Name: Finding Duplicate Molecules
Author: Chris Farmer
Version: 2.0
Created: 11/2002
Modified: 7/2007 – Components upgraded, and help text revised/added.
Purpose: Compare two libraries and identify the molecules that are present in both.
Description: The two files containing the molecule libraries are read into Pipeline Plot, and duplicates removed from the files individually. This protocol uses the NCI and Maybridge libraries as examples, but any set of molecules can be substituted. Next, the Merge Molecules component merges identical molecules into the same data record.

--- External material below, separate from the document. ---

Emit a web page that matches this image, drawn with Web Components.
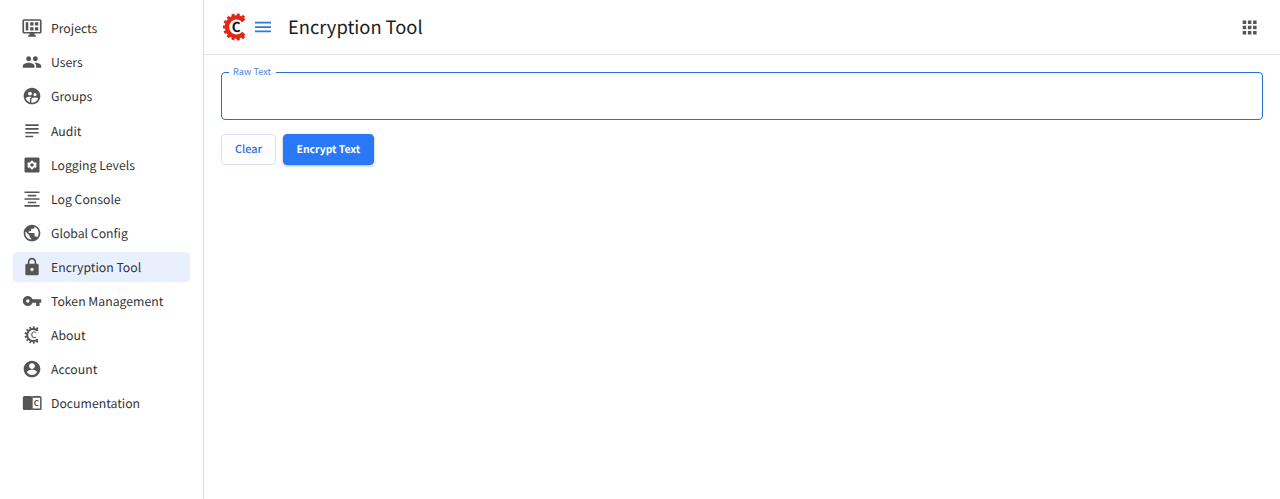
<!DOCTYPE html>
<html lang="en">
<head>
<meta charset="utf-8">
<title>Encryption Tool</title>
<style>
html,body{margin:0;height:100%;background:#fff;overflow:hidden}
body{font-family:"Noto Sans CJK SC","Noto Sans",sans-serif;color:#333;text-rendering:geometricPrecision}
</style>
</head>
<body>
<app-shell>
  <side-nav slot="nav">
    <nav-item icon="projects">Projects</nav-item>
    <nav-item icon="users">Users</nav-item>
    <nav-item icon="groups">Groups</nav-item>
    <nav-item icon="audit">Audit</nav-item>
    <nav-item icon="levels">Logging Levels</nav-item>
    <nav-item icon="console">Log Console</nav-item>
    <nav-item icon="globe">Global Config</nav-item>
    <nav-item icon="lock" selected>Encryption Tool</nav-item>
    <nav-item icon="key">Token Management</nav-item>
    <nav-item icon="gear">About</nav-item>
    <nav-item icon="account">Account</nav-item>
    <nav-item icon="docs">Documentation</nav-item>
  </side-nav>
  <app-header slot="header">Encryption Tool</app-header>
  <text-field label="Raw Text"></text-field>
  <button-row>
    <ui-button>Clear</ui-button>
    <ui-button primary>Encrypt Text</ui-button>
  </button-row>
</app-shell>
<script>
const gear = (cx, cy, inner, outer, tip, gap, n, tooth) => {
  const r = (inner + outer) / 2, a = gap * Math.PI / 180;
  const x = (cx + r * Math.cos(a)).toFixed(2);
  let teeth = '';
  for (let i = 0; i < n; i++) {
    const t = a + 0.3 + (2 * Math.PI - 2 * a - 0.6) * i / (n - 1);
    const c = Math.cos(t), s = Math.sin(t);
    teeth += `M${(cx + r * c).toFixed(2)} ${(cy + r * s).toFixed(2)}L${(cx + tip * c).toFixed(2)} ${(cy + tip * s).toFixed(2)}`;
  }
  return `<path fill="none" stroke="currentColor" stroke-width="${outer - inner}" d="M${x} ${(cy + r * Math.sin(a)).toFixed(2)}A${r} ${r} 0 1 1 ${x} ${(cy - r * Math.sin(a)).toFixed(2)}"/><path fill="none" stroke="currentColor" stroke-width="${tooth}" d="${teeth}"/>`;
};
const ICONS = {
  projects: '<path fill-rule="evenodd" d="M2.500 1.500h19a2 2 0 0 1 2 2v13.200a2 2 0 0 1-2 2H15v1.700h1.500V22.500h-9v-2.100H9v-1.700H2.500a2 2 0 0 1-2-2V3.500a2 2 0 0 1 2-2zm0 1.800v13.600h19V3.300z"/><path d="M4.500 5h3v10h-3zM9.800 5h4v4h-4zm5.700 0h4v4h-4zM9.800 11h4v4h-4zm5.700 0h4v4h-4z"/>',
  users: '<path d="M16 11c1.660 0 2.990-1.340 2.990-3S17.660 5 16 5s-3 1.340-3 3 1.340 3 3 3zm-8 0c1.660 0 2.990-1.340 2.990-3S9.660 5 8 5 5 6.340 5 8s1.340 3 3 3zm0 2c-2.330 0-7 1.170-7 3.500V19h14v-2.500C15 14.170 10.330 13 8 13zm8 0c-.29 0-.62.020-.97.050 1.160.84 1.970 1.970 1.970 3.450V19h6v-2.500c0-2.330-4.670-3.500-7-3.500z"/>',
  groups: '<path d="M12 2C6.480 2 2 6.480 2 12s4.480 10 10 10 10-4.480 10-10S17.520 2 12 2zm3.610 6.340c1.070 0 1.930.86 1.930 1.930s-.86 1.930-1.930 1.930-1.930-.86-1.930-1.930c-.01-1.070.86-1.930 1.930-1.930zm-6-1.580c1.300 0 2.360 1.060 2.360 2.360s-1.060 2.360-2.360 2.360-2.360-1.060-2.360-2.360c0-1.310 1.050-2.360 2.360-2.360zm0 9.130v3.750c-2.400-.75-4.300-2.600-5.140-4.960 1.050-1.120 3.670-1.690 5.140-1.690.53 0 1.200.08 1.900.22-1.640.87-1.900 2.020-1.900 2.680zM12 20c-.27 0-.53-.01-.79-.04v-4.070c0-1.420 2.940-2.130 4.400-2.130 1.070 0 2.920.39 3.840 1.150C18.280 17.880 15.390 20 12 20z"/>',
  audit: '<path d="M4 17.600h9.500v2H4zM4 13.100h16v2H4zM4 8.500h16v2H4zM4 4h16v2H4z"/>',
  levels: '<path fill-rule="evenodd" d="M4.500 3h15A1.500 1.500 0 0 1 21 4.500v15a1.500 1.500 0 0 1-1.500 1.500h-15A1.500 1.500 0 0 1 3 19.500v-15A1.500 1.500 0 0 1 4.500 3zm6.200 3.800-.4 1.700-1.100.6-1.600-.5-1.400 2.300 1.300 1.100-1.300 1.100 1.400 2.300 1.600-.5 1.100.6.400 1.700h2.600l.4-1.700 1.100-.6 1.600.5 1.400-2.300-1.300-1.100 1.300-1.100-1.400-2.300-1.600.5-1.100-.6-.4-1.700zM12 9.900a2.100 2.100 0 1 1 0 4.200 2.100 2.100 0 0 1 0-4.200z"/>',
  console: '<path d="M3 3h18v1.900H3zM7 7h10v1.900H7zM3 11.100h18V13H3zM7 15.200h10v1.900H7zM3 19.300h18v1.900H3z"/>',
  globe: '<path d="M12 2C6.480 2 2 6.480 2 12s4.480 10 10 10 10-4.480 10-10S17.520 2 12 2zm-1 17.930c-3.950-.49-7-3.850-7-7.930 0-.62.080-1.210.21-1.790L9 15v1c0 1.100.9 2 2 2v1.930zm6.900-2.540c-.26-.81-1-1.390-1.900-1.390h-1v-3c0-.55-.45-1-1-1H8v-2h2c.55 0 1-.45 1-1V7h2c1.100 0 2-.9 2-2v-.41c2.930 1.190 5 4.060 5 7.410 0 2.080-.8 3.970-2.100 5.390z"/>',
  lock: '<path d="M18 8h-1V6c0-2.760-2.240-5-5-5S7 3.240 7 6v2H6c-1.100 0-2 .9-2 2v10c0 1.100.9 2 2 2h12c1.100 0 2-.9 2-2V10c0-1.100-.9-2-2-2zm-6 9c-1.100 0-2-.9-2-2s.9-2 2-2 2 .9 2 2-.9 2-2 2zm3.100-9H8.900V6c0-1.710 1.390-3.100 3.100-3.100 1.710 0 3.100 1.390 3.100 3.100v2z"/>',
  key: '<path d="M12.650 10C11.830 7.670 9.610 6 7 6c-3.310 0-6 2.690-6 6s2.690 6 6 6c2.610 0 4.830-1.670 5.650-4H17v4h4v-4h2v-4H12.650zM7 14c-1.100 0-2-.9-2-2s.9-2 2-2 2 .9 2 2-.9 2-2 2z"/>',
  gear: gear(13.5, 12, 6.1, 8.3, 10.4, 42, 10, 2.2) + '<text x="14" y="15.700" text-anchor="middle" font-size="10.500" font-weight="500" letter-spacing="0">C</text>',
  account: '<path d="M12 2C6.480 2 2 6.480 2 12s4.480 10 10 10 10-4.480 10-10S17.520 2 12 2zm0 3c1.930 0 3.500 1.570 3.500 3.500S13.930 12 12 12s-3.500-1.570-3.500-3.500S10.070 5 12 5zm0 14.200c-2.500 0-4.710-1.280-6-3.220.03-1.990 4-3.080 6-3.080 1.990 0 5.970 1.090 6 3.080-1.290 1.940-3.500 3.220-6 3.220z"/>',
  docs: '<path fill-rule="evenodd" d="M3 3.700h8l1 .7 1-.7h8.500a2 2 0 0 1 2 2V19a1.500 1.500 0 0 1-1.500 1.500h-9l-1-.8-1 .8H2.500A1.500 1.500 0 0 1 1 19V5.700a2 2 0 0 1 2-2zM12.800 5.600v13.100h8.900V5.600z"/><text x="17.300" y="15.500" text-anchor="middle" font-size="9.500" font-weight="700" letter-spacing="0">C</text>'
};
const define = (name, html) => customElements.define(name, class extends HTMLElement {
  constructor() {
    super();
    this.attachShadow({ mode: 'open' });
  }
  connectedCallback() {
    this.shadowRoot.innerHTML = typeof html === 'function' ? html(this) : html;
  }
});

define('app-shell', `<style>
:host{display:grid;grid-template-columns:204px 1fr;height:100vh}
aside{border-right:1px solid #dfdfdf;box-sizing:border-box}
.content{padding:17px 17px 0}
</style><aside><slot name="nav"></slot></aside><main><slot name="header"></slot><div class="content"><slot></slot></div></main>`);

define('side-nav', `<style>
:host{display:flex;flex-direction:column;gap:4.100px;padding:13.300px 13px 0}
</style><slot></slot>`);

define('nav-item', el => `<style>
:host{display:flex;align-items:center;height:30px;padding-left:9px;border-radius:4px;font-size:12.250px;line-height:30px;color:#333;white-space:nowrap}
:host([selected]){background:#e8f0fe}
svg{width:20px;height:20px;margin-right:9px;flex:none;fill:#555;color:#555;overflow:visible}
</style><svg viewBox="0 0 24 24">${ICONS[el.getAttribute('icon')]}</svg><slot></slot>`);

define('app-header', `<style>
:host{display:flex;align-items:center;height:54px;border-bottom:1px solid #e5e5e5;padding:0 23px 0 18px;color:#1c1c1c;font-size:18.300px;line-height:54px}
.logo{width:26px;height:30px;color:#e42618}
.logo text{fill:#111}
.menu{width:16px;height:12px;margin-left:7px;fill:#2f75e0}
.title{margin-left:17px;flex:1}
.apps{width:15px;height:15px;fill:#555}
</style>
<svg class="logo" viewBox="0 0 26 30">${gear(14.5, 15, 7.4, 11.7, 13.5, 40, 11, 3)}<text x="14.200" y="20" text-anchor="middle" font-size="13.500" font-weight="700">C</text></svg>
<svg class="menu" viewBox="0 0 16 12"><path d="M0 .8h16v1.700H0zM0 5.200h16v1.700H0zM0 9.600h16v1.700H0z"/></svg>
<span class="title"><slot></slot></span>
<svg class="apps" viewBox="0 0 15 15"><path d="M.7.500h3.500V4H.7zM5.900.500h3.500V4H5.900zM11.100.500h3.500V4h-3.500zM.7 5.700h3.500v3.500H.7zM5.900 5.700h3.500v3.500H5.900zM11.100 5.700h3.500v3.500h-3.500zM.7 10.900h3.500v3.500H.7zM5.900 10.900h3.500v3.500H5.900zM11.100 10.900h3.500v3.500h-3.500z"/></svg>`);

define('text-field', el => `<style>
:host{display:flow-root;height:48px}
fieldset{box-sizing:border-box;height:54px;margin:-6px 0 0;border:1px solid #2470d8;border-radius:4px;padding:0 7px;min-width:0}
legend{padding:0 4.500px 0 4px;height:12px;line-height:11px;font-size:9.200px;color:#4f80e0}
</style><fieldset><legend>${el.getAttribute('label')}</legend></fieldset>`);

define('button-row', `<style>:host{display:flex;gap:7px;margin-top:14px}</style><slot></slot>`);

define('ui-button', `<style>
:host{display:flex;box-sizing:border-box;height:31px;padding:0 13px;align-items:center;border:1px solid #dcdffa;border-radius:4px;color:#2b6fdc;font-size:10.900px;font-weight:500;line-height:29px;white-space:nowrap}
:host([primary]){padding:0 12.500px;font-size:10.400px;line-height:28px;padding-bottom:1px;font-weight:700;background:#2979f6;border-color:#2979f6;color:#fff;box-shadow:0 1px 3px rgba(0,0,0,.3)}
</style><slot></slot>`);
</script>
</body>
</html>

Note that Merge Molecules has the "OutputFrequency" parameter set to “True”. This causes the component to add a "Frequency" property to the data to tell how many source records were merged to make up each output record. The Frequency property is used in the next step to find all molecules which have a Frequency > 1. These are the molecules that occurred in both the input libraries (e.g. NCI and Maybridge).
Requirements: Pipeline Pilot 6.1.1, Chemistry Collection
Limitations: None
Keyword(s): Find Duplicate Molecules
Contents: Finding Duplicate Molecules.xml
Installation: Drag the protocol into the Pipeline Pilot client workspace, or drag and drop it on one of the Pipeline Pilot client explorer tabs to import it directly in the protocol database.